Russia was the next stop where we stayed with families in Vyborg.  Vyborg is a smaller city that is off the usual tourist path.  A visit to St. Petersburg was a welcome delight since it had recently been spruced up for it's 300th Anniversary.  Vyborg had none of the window-dressing despite its more than 700 years of history.  This was a rare opportunity to see how Russians survive with so little.  Our two concerts at the 711 year old castle were enthusiastically received by the locals and they were most gracious hosts.

After two bribes (30 Euros and 20 Euros) and one fine (110 Rubles), we were finally allowed out of Russia and into Estonia where we settled in Pärnu for two days.  We worked and performed with the Agape Handbell Team at the Methodist Center and again had a chance to share music, techniques and friendships.
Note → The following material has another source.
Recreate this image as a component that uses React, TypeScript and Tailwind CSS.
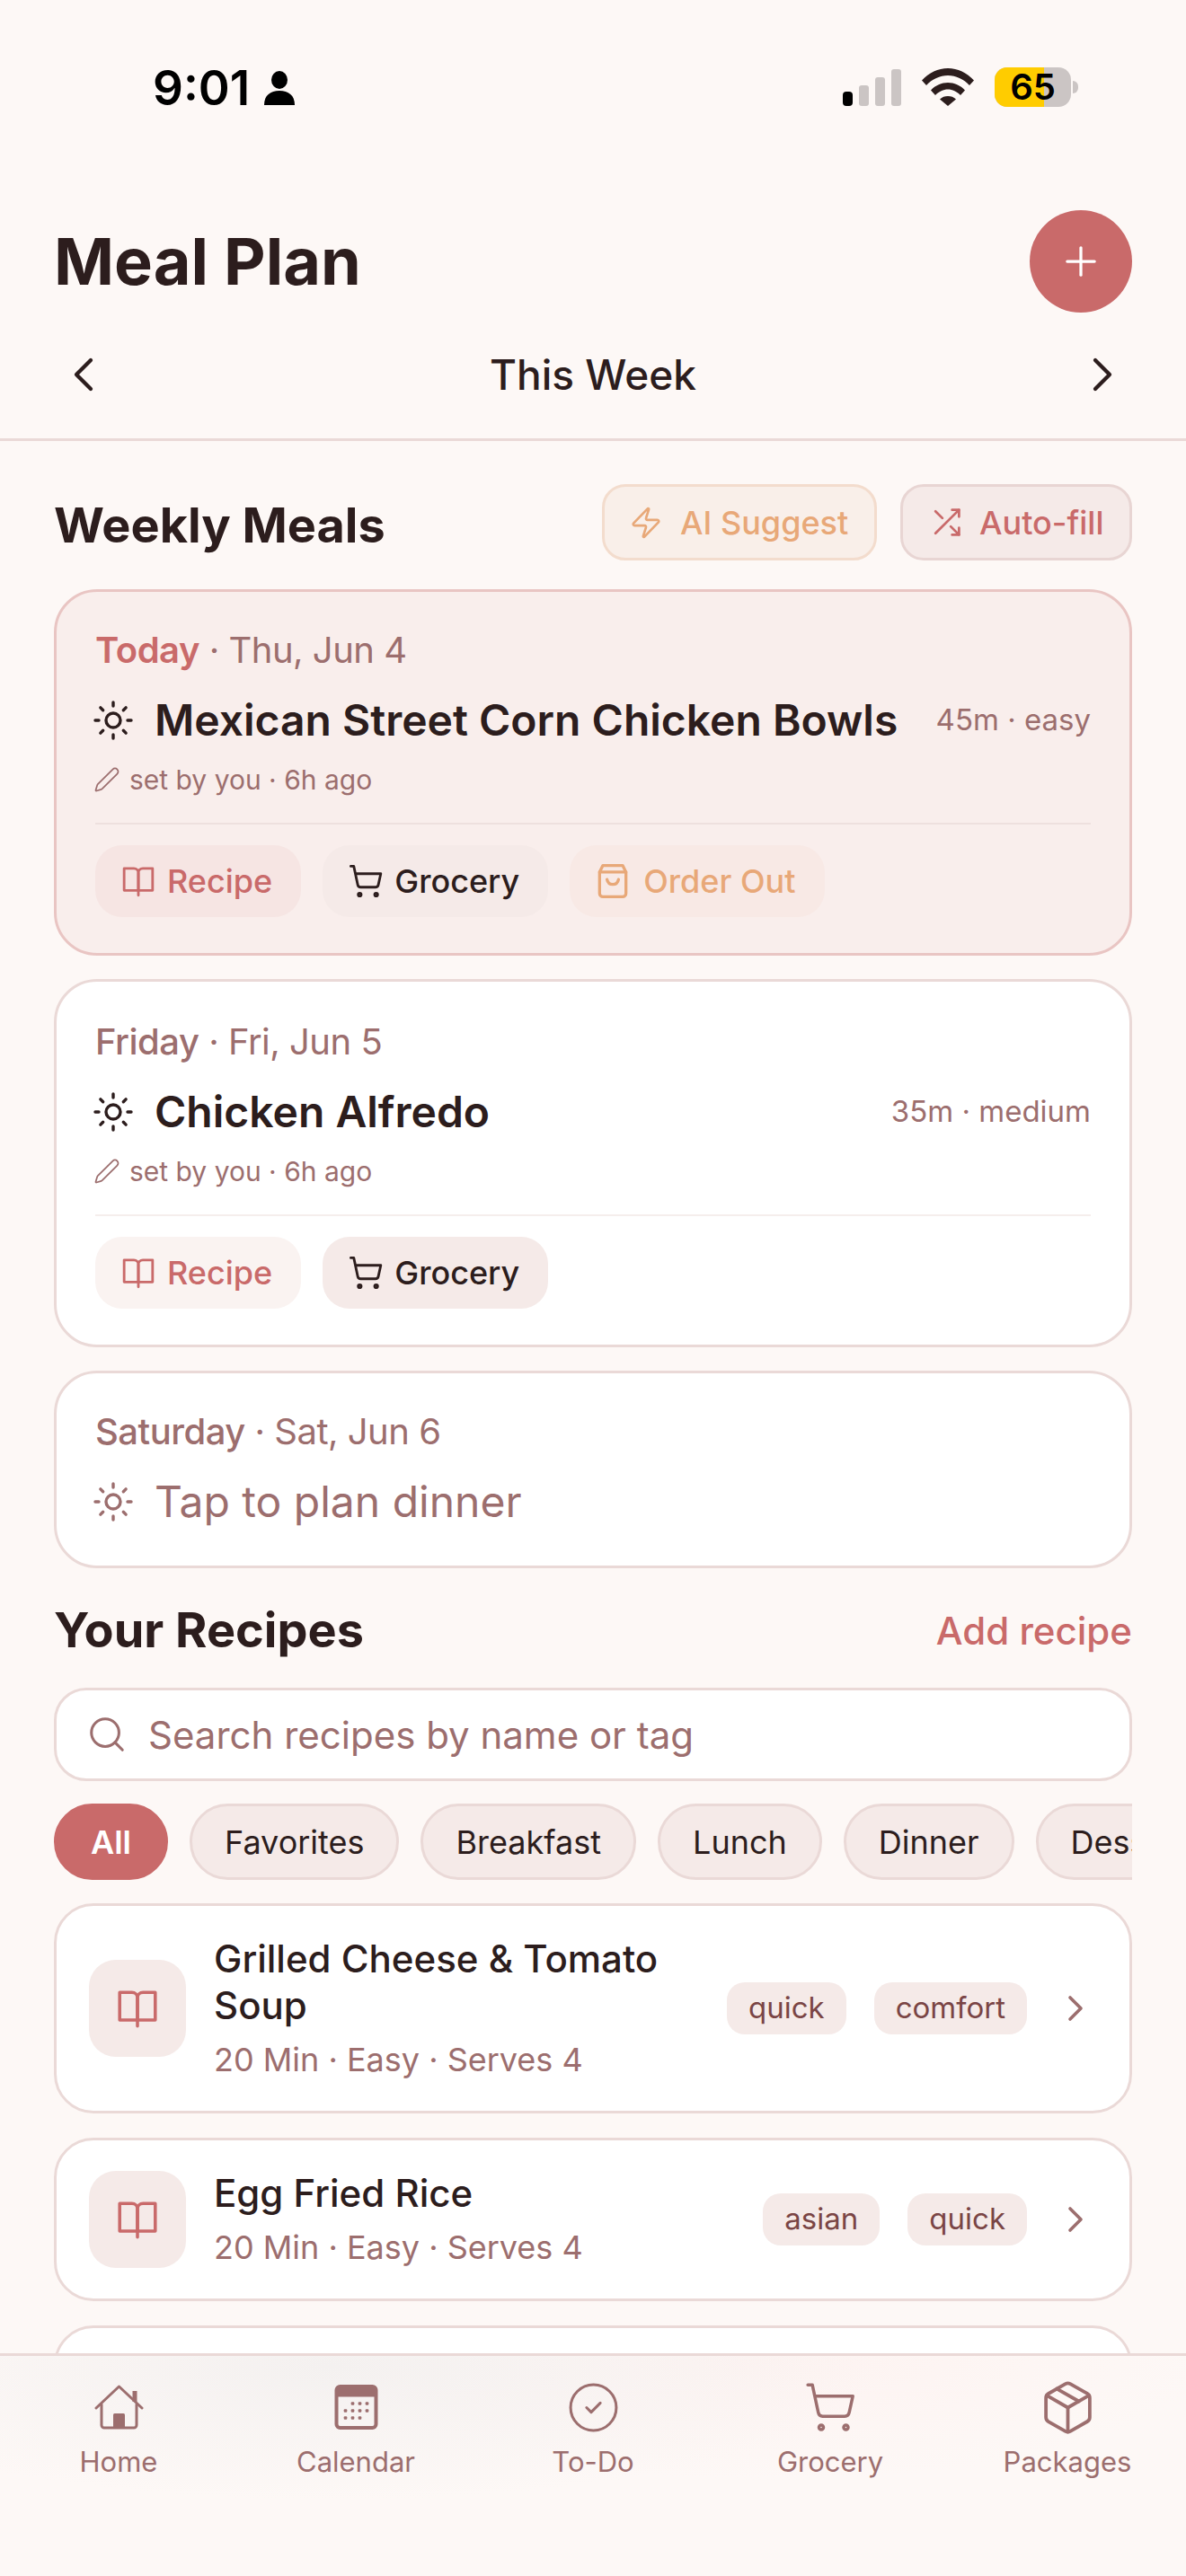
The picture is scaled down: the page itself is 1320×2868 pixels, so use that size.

A ferry crossing from Tallinn to Helsinki was fast (only 1 ½ hours) and we almost felt like we were home upon arrival.  Accommodations were the same as for the first day of the trip and concerts were again successful.  We traveled to the fortress island of Suomenlinna for our first concert and another "Rock Church", Kallionkirkko, for the final concert of the tour.  After so many concerts and much packing we found that the kilts were in need of serious attention: they were truly "Rumpled kilt skins" (thank you Peter Henry).

The flight to Iceland was uneventful, but we were greeted with a bus that whisked us off to the Blue Lagoon upon arrival.  (A welcome afternoon of relaxation and warmth.)  We played for worship the next morning, visited Reykjavik in the afternoon, swam in heated pools the following morning and flew home in the afternoon.

What a trip! Many of the ringers were like sponges and soaked up the local flavors.  After seeing some of the sleeping areas, I now have more sympathy for their parents.  The most frequent question was: "When is lunch?" It is amazing to see what can be done with 5 Euros for lunch: Six girls pooled their resources to get loaves of bread, meat, cheese, juice and dessert to have at least 3 hearty sandwiches apiece.  The rest?  A small can of Pringles, a beverage and lots of groans about the inadequacy of 5 Euros!  Some are more flexible and creative travelers than others!

Thank you to all who helped make this trip such a special time for all of us.  We wish we could share every moment and detail with you, and perhaps, over time, we will.